Steuern: Soll die Steuerlast für niedrige und mittlere Einkommen vom neuen Parlament gesenkt werden? Sind Sie für eine Besteuerung von Vermögen ab einer Million Euro?
NEOS: Eine Senkung des Eingangssteuersatzes auf 25 Prozent unter Berücksichtigung des Steuervorteils für das 13./14. Gehalt wäre sinnvoll, um niedrigere und mittlere Einkommen zu entlasten und den Menschen mehr netto vom brutto zu lassen. Auch eine Senkung der Lohnebenkosten um drei bis fünf Prozentpunkte wollen wir angehen. Eine Vermögenssteuer wollen wir nicht einführen.

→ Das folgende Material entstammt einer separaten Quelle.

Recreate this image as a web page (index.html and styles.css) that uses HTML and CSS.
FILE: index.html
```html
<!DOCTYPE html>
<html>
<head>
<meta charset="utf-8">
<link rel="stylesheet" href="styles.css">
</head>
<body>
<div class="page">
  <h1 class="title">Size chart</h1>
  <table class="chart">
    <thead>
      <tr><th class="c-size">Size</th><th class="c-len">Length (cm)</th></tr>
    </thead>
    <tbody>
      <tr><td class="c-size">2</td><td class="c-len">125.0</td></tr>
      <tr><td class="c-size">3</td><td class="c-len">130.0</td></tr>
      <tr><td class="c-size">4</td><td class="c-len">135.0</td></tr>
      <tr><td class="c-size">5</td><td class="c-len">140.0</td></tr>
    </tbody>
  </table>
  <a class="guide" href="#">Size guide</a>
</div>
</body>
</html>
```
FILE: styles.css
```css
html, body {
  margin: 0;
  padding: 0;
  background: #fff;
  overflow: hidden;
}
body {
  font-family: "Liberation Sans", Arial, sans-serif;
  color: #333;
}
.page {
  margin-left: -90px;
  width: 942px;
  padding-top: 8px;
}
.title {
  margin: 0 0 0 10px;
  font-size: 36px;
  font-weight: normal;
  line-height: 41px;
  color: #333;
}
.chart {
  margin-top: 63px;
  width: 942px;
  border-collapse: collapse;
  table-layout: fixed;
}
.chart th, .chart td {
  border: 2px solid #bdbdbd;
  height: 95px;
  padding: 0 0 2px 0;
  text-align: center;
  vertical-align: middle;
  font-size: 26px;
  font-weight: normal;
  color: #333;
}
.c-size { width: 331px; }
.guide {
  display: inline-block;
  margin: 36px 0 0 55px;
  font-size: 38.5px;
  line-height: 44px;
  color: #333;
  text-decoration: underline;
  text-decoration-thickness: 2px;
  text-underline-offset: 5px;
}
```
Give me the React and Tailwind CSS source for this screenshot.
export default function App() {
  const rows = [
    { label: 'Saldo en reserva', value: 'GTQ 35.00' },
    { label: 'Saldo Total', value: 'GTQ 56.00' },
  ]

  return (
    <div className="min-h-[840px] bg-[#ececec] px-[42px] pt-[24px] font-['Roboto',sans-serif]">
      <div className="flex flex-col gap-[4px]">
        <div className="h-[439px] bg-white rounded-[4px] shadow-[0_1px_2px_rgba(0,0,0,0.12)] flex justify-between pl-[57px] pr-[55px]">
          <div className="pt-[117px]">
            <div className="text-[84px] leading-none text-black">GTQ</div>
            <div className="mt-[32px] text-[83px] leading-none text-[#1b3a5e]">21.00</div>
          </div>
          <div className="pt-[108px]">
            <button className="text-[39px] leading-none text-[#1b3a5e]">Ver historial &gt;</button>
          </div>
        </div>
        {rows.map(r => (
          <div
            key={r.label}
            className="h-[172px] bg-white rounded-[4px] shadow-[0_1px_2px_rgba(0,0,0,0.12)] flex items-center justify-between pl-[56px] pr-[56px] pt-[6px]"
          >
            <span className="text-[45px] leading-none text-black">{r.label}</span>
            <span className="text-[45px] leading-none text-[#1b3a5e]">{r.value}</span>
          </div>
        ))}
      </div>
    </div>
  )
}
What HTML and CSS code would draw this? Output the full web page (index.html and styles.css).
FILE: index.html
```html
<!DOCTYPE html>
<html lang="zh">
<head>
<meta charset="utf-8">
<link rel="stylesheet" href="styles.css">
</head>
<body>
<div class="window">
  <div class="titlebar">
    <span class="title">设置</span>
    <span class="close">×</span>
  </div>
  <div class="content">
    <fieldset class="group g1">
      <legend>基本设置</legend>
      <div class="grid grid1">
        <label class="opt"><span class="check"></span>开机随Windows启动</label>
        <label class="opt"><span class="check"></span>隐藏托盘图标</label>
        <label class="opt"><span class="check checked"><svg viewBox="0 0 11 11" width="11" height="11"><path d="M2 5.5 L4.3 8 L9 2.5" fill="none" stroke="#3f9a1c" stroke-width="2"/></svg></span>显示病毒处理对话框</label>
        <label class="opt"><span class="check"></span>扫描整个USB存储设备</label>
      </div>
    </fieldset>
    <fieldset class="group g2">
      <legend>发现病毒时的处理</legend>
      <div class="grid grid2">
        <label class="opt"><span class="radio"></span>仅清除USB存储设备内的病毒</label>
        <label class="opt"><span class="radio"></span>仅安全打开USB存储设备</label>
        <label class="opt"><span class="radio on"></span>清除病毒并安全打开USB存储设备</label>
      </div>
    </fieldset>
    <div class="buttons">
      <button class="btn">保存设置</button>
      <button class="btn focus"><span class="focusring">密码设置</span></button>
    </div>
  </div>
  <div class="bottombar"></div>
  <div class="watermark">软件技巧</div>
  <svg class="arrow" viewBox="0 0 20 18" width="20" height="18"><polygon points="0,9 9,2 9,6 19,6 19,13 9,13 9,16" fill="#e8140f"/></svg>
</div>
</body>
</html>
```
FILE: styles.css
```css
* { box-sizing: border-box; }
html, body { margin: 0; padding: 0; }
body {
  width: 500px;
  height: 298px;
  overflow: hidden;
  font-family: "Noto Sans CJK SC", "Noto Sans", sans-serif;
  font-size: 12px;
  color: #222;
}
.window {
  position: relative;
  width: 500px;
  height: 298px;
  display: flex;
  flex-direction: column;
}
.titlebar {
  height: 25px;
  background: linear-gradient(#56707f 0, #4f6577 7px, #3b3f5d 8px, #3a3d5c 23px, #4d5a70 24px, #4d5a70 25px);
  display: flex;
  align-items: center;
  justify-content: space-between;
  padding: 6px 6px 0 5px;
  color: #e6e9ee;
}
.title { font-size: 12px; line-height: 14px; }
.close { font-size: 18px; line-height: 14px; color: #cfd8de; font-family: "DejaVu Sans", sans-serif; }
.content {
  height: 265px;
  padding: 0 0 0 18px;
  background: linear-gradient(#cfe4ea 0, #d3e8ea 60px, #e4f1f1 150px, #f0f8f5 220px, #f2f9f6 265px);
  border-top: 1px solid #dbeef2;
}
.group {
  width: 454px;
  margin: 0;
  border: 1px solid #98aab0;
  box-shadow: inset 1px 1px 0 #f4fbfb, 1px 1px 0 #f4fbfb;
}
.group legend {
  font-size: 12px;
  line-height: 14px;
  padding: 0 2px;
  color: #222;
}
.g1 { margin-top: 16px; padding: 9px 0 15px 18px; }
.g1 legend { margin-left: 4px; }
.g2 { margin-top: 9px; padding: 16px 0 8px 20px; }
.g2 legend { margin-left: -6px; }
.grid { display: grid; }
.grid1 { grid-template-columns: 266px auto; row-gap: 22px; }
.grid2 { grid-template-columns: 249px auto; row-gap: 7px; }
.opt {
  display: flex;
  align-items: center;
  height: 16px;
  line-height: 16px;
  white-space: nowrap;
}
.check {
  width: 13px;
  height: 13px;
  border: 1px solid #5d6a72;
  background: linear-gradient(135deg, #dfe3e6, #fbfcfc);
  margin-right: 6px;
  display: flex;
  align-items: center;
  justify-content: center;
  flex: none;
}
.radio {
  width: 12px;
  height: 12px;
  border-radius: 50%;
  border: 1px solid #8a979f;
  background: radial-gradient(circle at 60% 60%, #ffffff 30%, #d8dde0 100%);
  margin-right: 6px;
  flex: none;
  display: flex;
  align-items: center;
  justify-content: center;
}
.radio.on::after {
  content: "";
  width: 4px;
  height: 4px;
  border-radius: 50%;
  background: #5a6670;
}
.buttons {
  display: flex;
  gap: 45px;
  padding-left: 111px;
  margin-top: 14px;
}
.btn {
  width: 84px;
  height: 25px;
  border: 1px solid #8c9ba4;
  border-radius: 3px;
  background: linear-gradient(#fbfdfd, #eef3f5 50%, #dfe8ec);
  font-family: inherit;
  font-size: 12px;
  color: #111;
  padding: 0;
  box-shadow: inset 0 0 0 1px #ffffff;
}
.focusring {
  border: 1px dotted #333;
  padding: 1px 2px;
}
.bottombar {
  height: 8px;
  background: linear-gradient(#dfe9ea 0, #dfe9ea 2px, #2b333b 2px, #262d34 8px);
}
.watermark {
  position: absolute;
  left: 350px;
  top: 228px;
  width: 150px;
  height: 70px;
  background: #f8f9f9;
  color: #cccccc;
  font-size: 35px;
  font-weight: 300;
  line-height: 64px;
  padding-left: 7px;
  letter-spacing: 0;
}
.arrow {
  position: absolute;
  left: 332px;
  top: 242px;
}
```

Bankkunden: Was halten Sie von einem gesetzlichen Mindestzins für Spareinlagen in Höhe der Geldentwertung, um Sparer davor zu beschützen, dass ihre Sparguthaben durch die Inflation entwertet werden? Soll Österreich das Bankgeheimnis auch für die Österreicher abschaffen oder doch lieber behalten?
NEOS: Wir halten eine gesetzliche Regelung von Zinsen für nicht sinnvoll. Wir sind für die Abschaffung des (weitgehend obsoleten) Bankgeheimnisses und für eine aktive Mitwirkung Österreichs bei der Bekämpfung von Steuerflucht.